→ Exercise:
Locate the word "components" in the data below, then copy every line that holds it.

→ Data shown:
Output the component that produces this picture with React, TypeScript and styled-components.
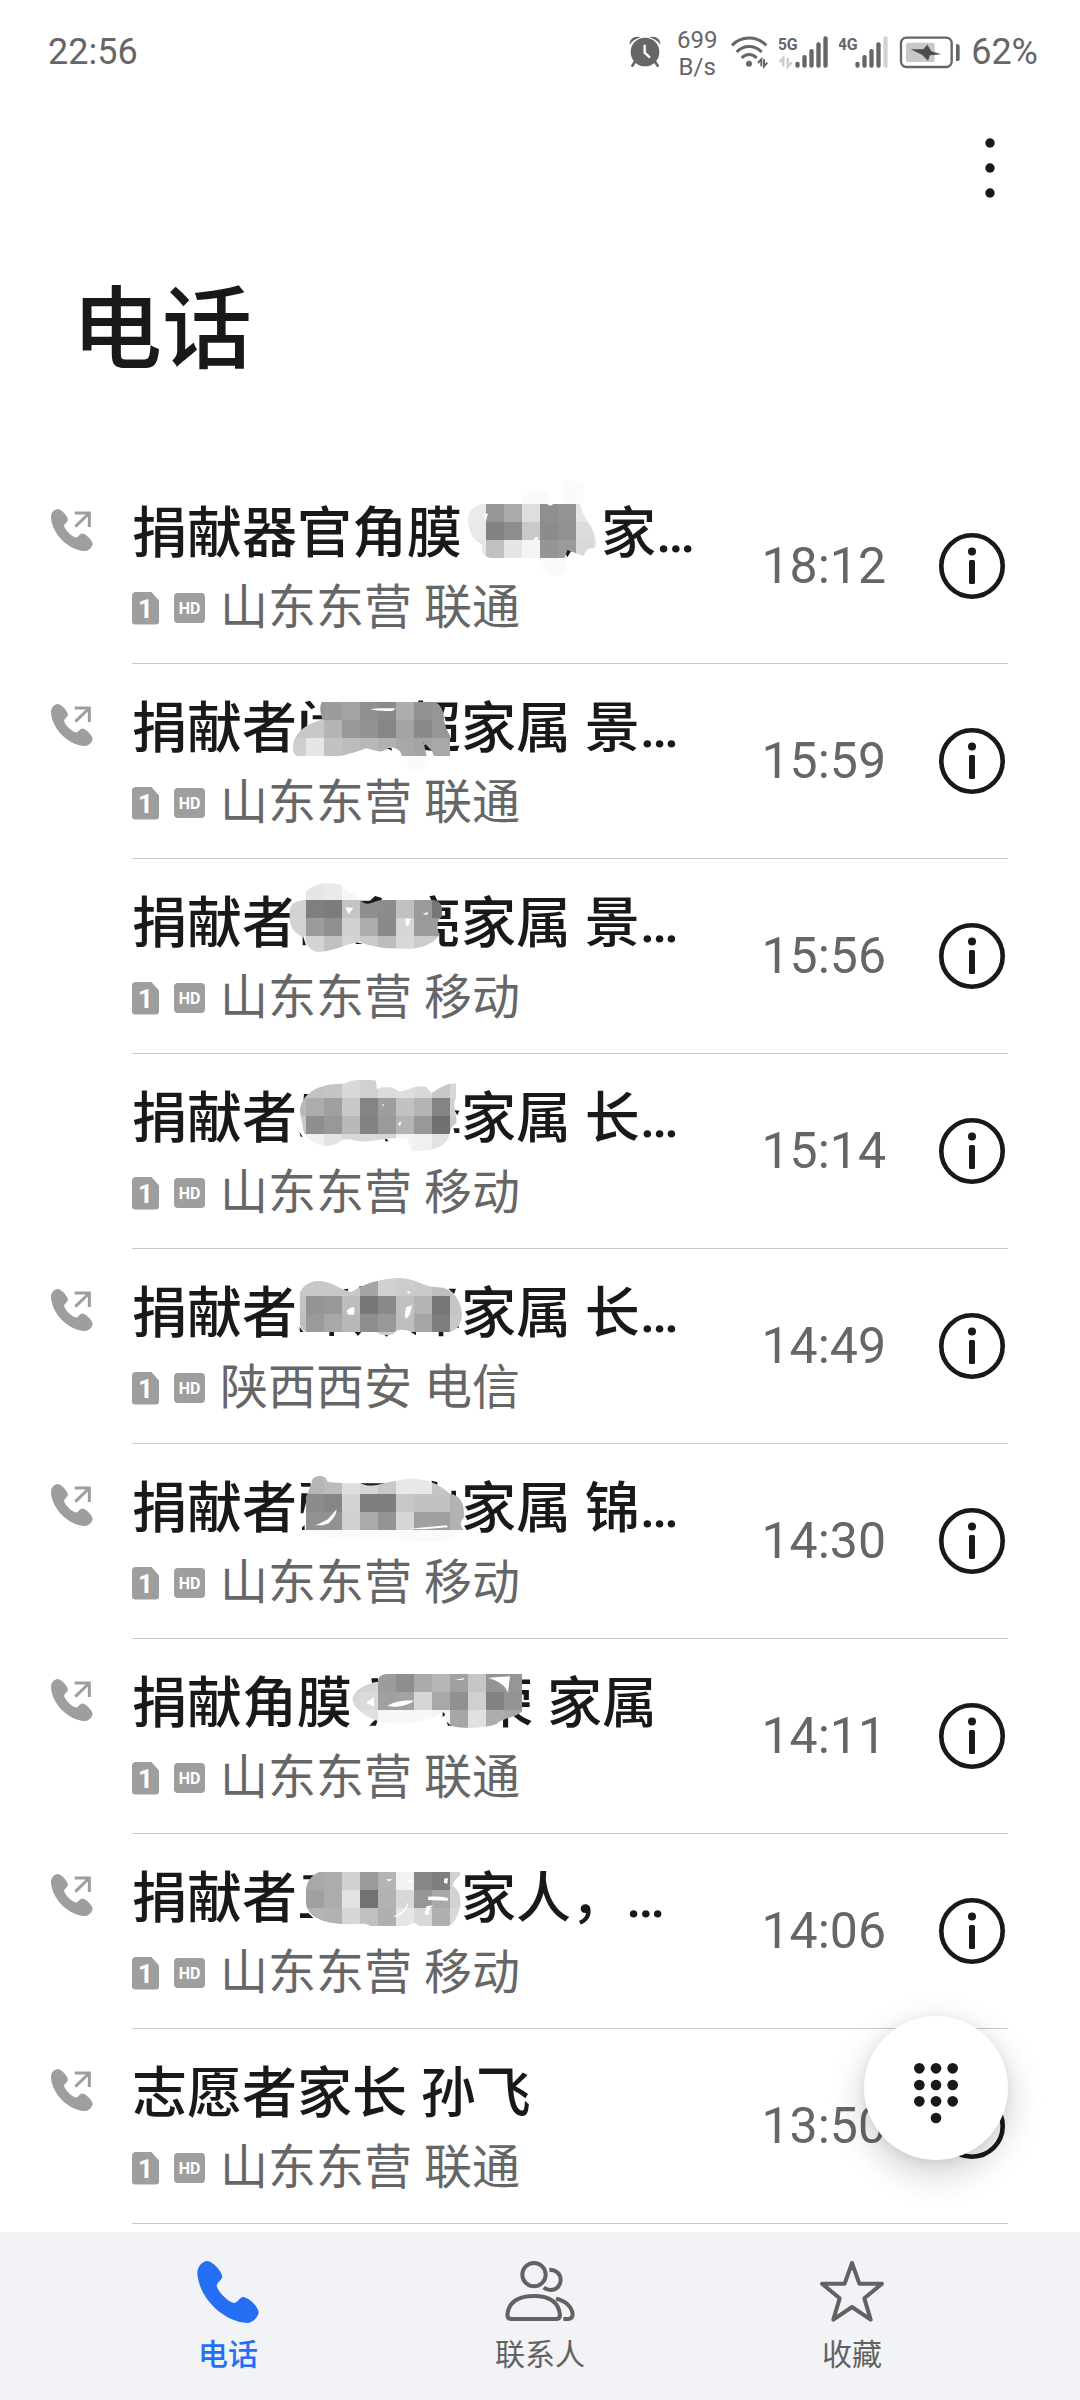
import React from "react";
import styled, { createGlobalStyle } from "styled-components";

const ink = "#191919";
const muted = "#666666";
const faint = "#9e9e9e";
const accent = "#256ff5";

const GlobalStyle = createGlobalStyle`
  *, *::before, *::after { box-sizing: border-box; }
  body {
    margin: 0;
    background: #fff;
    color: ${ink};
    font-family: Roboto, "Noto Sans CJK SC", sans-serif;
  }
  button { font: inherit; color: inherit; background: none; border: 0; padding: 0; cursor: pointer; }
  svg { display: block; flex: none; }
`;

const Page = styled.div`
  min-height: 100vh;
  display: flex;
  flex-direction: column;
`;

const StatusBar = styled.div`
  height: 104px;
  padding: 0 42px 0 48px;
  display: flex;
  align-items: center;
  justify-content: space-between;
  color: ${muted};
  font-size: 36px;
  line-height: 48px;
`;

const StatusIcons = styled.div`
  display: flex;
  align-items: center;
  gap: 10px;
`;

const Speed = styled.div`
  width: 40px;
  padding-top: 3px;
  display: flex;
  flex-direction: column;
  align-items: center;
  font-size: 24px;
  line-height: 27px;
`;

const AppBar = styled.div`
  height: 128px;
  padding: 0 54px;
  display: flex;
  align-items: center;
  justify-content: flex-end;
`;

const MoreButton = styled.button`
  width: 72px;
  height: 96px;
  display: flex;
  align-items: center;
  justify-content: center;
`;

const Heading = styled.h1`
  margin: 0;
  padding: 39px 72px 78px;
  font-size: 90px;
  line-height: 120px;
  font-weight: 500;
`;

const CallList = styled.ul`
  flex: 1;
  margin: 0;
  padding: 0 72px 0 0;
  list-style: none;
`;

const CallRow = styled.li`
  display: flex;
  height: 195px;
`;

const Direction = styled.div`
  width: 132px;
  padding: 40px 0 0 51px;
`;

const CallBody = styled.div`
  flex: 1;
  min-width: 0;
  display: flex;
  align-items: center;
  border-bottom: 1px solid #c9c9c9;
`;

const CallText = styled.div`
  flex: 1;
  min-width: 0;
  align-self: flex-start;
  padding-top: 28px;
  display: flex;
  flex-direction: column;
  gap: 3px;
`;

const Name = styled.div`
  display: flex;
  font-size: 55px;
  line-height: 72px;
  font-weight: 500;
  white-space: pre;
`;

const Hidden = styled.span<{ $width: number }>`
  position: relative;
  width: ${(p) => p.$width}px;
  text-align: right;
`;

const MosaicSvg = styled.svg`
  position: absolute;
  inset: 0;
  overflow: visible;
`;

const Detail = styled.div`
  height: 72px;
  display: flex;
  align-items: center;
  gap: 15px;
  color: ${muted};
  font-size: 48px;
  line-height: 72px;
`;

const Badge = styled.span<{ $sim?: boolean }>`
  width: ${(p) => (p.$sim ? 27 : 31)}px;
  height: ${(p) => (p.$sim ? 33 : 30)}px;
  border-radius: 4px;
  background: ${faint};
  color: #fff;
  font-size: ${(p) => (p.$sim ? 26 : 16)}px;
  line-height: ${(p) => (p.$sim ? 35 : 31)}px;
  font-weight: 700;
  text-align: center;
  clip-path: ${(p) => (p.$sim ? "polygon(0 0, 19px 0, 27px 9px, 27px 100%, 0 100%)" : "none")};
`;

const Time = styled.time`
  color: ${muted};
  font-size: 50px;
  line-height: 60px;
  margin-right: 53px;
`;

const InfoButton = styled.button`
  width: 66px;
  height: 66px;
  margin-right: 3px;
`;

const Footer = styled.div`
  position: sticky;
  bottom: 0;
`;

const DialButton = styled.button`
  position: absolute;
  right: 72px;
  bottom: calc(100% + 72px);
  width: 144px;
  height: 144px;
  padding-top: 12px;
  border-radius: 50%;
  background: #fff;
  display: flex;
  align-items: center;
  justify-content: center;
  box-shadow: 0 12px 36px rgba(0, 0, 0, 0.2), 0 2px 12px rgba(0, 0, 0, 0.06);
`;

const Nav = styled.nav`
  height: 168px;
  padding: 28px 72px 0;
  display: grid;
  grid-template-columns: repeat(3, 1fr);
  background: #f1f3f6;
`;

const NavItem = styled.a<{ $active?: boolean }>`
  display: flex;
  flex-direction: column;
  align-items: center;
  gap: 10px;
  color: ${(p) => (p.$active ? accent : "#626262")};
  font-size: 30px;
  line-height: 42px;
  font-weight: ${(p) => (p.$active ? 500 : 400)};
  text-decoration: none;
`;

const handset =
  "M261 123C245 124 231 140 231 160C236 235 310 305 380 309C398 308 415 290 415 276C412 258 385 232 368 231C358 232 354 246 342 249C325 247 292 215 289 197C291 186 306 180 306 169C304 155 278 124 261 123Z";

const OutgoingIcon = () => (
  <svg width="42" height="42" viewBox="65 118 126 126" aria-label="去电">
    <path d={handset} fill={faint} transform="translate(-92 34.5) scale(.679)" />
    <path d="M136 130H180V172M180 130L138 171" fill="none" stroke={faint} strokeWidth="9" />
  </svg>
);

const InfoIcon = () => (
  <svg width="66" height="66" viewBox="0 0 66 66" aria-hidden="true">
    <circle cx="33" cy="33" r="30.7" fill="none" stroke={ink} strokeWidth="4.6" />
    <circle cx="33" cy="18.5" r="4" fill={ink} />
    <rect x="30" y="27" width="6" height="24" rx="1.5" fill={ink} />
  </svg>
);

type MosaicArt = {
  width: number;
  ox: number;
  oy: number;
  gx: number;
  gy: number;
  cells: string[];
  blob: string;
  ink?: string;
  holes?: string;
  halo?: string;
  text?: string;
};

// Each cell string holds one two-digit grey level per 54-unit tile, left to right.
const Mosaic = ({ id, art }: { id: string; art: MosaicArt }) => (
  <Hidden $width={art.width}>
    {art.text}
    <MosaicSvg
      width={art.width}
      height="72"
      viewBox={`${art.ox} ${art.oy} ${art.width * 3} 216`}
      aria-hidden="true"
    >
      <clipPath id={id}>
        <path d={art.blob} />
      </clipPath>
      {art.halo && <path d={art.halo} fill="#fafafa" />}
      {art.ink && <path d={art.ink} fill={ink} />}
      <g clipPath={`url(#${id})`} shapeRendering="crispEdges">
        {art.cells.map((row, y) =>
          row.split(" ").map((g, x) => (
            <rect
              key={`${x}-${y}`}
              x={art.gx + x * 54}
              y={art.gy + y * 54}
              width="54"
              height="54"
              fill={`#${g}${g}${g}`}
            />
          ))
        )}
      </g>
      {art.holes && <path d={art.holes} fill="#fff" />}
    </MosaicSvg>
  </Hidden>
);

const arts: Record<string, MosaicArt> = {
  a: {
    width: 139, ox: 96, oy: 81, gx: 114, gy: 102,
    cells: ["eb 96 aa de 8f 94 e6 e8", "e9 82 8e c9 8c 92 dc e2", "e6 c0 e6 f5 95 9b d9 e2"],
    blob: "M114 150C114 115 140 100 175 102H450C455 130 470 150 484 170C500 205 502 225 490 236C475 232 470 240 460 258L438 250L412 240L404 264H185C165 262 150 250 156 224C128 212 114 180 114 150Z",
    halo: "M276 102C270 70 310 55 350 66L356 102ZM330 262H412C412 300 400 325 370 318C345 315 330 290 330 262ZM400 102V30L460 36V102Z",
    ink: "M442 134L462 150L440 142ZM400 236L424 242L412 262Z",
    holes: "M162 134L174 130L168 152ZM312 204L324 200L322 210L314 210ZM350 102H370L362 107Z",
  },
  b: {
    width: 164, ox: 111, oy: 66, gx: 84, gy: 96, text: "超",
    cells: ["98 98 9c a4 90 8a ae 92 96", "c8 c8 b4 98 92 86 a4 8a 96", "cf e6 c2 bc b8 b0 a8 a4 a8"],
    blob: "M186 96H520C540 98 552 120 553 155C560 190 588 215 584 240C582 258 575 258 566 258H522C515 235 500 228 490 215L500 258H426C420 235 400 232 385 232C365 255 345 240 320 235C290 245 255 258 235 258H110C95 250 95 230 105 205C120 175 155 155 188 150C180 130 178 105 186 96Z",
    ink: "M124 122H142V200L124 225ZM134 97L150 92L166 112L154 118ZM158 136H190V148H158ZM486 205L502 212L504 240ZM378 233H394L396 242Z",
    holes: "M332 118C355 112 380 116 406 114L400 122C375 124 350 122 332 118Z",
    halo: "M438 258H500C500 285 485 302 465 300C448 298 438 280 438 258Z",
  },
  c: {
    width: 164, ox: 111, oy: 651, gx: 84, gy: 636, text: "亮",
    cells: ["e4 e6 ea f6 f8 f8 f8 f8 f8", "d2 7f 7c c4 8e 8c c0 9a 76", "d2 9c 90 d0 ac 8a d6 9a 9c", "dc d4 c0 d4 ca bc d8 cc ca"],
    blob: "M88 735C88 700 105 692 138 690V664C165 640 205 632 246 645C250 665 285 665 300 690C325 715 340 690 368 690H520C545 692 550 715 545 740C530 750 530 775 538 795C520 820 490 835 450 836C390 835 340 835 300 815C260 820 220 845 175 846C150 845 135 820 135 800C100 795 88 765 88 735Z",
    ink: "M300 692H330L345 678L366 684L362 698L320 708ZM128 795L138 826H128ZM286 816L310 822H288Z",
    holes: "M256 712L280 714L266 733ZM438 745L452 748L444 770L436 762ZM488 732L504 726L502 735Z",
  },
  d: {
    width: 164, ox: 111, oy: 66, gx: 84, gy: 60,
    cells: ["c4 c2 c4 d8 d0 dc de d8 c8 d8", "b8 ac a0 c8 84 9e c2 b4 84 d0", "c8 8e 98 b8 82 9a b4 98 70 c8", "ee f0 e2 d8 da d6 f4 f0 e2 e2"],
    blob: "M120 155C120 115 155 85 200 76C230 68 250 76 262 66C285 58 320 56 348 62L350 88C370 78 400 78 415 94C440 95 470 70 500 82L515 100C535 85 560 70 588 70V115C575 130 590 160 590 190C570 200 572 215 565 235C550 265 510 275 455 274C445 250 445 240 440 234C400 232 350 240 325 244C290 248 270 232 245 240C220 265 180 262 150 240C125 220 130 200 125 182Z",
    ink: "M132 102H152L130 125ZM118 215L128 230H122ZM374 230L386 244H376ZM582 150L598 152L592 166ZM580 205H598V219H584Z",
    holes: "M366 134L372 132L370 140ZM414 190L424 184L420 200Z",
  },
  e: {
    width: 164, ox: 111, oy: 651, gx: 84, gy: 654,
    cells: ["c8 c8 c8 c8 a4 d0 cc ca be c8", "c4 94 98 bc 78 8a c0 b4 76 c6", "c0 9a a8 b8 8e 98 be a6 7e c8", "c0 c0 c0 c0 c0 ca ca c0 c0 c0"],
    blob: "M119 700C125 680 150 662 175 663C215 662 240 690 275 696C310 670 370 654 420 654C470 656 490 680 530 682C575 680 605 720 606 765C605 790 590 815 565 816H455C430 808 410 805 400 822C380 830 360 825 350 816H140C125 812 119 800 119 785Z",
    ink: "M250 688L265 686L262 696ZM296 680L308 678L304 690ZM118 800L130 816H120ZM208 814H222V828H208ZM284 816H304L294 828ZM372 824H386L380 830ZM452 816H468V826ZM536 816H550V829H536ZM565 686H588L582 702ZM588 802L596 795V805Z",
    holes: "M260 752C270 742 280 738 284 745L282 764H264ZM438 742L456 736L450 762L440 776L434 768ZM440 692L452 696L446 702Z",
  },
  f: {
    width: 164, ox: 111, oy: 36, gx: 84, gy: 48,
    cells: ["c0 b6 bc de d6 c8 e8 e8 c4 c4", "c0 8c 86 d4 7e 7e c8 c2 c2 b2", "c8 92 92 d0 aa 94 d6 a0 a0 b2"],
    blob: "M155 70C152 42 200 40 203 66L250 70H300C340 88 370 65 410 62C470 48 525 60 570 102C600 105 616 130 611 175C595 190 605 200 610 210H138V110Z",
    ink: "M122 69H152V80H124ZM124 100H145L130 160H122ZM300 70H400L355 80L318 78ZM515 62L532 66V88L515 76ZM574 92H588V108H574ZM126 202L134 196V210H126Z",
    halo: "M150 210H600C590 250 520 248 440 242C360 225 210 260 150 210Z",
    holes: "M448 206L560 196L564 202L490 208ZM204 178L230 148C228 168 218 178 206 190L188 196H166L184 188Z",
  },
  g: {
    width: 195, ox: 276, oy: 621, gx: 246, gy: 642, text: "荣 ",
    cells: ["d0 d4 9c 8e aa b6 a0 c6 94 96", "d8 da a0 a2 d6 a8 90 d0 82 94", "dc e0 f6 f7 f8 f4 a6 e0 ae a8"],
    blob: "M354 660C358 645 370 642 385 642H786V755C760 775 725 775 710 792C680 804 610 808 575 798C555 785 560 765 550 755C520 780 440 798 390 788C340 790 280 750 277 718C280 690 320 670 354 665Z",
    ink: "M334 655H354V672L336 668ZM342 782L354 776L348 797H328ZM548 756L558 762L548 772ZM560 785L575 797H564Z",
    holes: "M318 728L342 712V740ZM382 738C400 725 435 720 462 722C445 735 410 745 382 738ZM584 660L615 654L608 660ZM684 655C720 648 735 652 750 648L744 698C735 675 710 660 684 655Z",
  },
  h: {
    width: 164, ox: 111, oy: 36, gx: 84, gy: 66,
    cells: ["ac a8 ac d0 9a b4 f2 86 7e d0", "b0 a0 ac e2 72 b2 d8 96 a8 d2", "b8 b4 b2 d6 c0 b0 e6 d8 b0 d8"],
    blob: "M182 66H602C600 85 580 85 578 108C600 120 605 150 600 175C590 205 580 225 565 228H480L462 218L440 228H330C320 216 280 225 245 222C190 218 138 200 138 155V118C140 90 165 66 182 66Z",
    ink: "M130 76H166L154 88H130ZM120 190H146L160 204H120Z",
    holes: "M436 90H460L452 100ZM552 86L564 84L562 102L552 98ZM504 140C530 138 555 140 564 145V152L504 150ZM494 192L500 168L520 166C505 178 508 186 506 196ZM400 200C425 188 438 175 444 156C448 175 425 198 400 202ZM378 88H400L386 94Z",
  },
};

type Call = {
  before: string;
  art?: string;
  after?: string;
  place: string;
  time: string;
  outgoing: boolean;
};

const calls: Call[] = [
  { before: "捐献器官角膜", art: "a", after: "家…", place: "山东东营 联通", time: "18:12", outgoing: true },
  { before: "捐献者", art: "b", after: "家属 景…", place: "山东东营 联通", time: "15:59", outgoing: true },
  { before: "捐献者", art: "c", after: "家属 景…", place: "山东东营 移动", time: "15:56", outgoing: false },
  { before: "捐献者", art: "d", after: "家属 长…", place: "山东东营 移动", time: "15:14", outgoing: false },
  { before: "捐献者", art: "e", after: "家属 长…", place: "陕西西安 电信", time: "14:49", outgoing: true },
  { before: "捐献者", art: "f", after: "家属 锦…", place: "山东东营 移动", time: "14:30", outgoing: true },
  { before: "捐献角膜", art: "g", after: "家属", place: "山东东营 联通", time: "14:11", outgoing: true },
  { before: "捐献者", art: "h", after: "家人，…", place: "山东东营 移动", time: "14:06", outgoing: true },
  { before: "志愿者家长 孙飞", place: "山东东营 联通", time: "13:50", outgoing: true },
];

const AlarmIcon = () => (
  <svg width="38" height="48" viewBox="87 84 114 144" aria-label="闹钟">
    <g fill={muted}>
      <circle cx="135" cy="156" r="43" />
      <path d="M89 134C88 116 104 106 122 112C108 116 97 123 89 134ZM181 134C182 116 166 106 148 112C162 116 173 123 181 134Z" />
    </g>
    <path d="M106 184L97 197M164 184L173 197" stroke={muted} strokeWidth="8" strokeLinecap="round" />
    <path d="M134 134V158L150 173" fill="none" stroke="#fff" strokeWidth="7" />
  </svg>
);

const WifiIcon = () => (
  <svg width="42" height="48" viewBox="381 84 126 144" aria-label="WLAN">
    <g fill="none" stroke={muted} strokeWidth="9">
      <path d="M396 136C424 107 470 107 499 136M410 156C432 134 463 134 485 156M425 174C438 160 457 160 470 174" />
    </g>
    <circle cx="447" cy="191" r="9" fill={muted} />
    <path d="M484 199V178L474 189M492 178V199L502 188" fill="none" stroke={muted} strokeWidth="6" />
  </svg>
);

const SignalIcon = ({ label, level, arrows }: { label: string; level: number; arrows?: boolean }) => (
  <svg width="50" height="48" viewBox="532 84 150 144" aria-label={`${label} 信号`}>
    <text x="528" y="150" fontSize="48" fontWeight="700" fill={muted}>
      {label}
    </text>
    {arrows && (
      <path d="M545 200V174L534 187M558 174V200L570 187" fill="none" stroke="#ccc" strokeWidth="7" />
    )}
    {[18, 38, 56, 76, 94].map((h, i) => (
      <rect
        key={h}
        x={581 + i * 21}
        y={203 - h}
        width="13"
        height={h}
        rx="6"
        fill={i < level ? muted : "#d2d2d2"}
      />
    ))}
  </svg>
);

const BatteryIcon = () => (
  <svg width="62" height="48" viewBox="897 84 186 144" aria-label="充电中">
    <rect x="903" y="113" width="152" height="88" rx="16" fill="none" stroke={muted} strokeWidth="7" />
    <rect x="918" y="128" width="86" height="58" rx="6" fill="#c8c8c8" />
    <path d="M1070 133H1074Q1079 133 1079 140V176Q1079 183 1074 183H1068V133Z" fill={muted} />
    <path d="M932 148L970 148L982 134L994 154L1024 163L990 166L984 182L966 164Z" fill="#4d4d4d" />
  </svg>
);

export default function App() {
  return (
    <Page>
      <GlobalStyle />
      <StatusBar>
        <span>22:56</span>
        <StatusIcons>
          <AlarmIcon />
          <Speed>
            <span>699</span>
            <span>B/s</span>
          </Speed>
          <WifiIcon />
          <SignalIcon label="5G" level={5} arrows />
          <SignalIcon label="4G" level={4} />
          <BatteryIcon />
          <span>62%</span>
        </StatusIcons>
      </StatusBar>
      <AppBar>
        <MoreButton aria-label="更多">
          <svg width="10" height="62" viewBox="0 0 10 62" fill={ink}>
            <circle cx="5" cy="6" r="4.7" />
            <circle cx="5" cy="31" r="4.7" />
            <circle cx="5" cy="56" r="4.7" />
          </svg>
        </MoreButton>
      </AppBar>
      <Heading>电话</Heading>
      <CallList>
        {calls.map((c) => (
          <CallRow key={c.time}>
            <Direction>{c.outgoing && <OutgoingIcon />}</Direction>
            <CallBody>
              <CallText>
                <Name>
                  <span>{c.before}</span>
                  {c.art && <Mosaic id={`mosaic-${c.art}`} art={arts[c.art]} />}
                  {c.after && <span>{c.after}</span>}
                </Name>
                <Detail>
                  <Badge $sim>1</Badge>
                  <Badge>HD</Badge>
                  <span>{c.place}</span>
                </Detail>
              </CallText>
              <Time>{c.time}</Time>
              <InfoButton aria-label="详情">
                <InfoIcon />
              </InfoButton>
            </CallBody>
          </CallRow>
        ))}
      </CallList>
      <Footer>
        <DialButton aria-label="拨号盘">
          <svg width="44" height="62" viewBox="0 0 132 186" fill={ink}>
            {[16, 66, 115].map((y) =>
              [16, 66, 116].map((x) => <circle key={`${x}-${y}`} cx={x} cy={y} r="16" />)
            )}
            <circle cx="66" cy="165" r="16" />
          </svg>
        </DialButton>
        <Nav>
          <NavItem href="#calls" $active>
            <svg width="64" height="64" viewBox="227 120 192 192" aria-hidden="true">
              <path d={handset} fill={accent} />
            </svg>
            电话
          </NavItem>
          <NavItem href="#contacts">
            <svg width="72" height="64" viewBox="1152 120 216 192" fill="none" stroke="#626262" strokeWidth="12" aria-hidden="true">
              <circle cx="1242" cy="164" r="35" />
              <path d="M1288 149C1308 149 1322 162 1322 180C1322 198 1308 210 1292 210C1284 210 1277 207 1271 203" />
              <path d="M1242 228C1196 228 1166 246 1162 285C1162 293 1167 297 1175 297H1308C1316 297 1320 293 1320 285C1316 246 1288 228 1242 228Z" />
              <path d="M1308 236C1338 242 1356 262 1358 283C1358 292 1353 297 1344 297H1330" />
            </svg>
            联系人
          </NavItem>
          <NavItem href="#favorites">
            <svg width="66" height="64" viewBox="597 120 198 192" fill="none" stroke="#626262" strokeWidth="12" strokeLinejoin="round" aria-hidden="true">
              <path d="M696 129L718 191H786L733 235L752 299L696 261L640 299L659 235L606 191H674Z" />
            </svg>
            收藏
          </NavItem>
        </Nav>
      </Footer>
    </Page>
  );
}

→ Task answer:
Output the component that produces this picture with React, TypeScript and styled-components.
import styled, { createGlobalStyle } from "styled-components";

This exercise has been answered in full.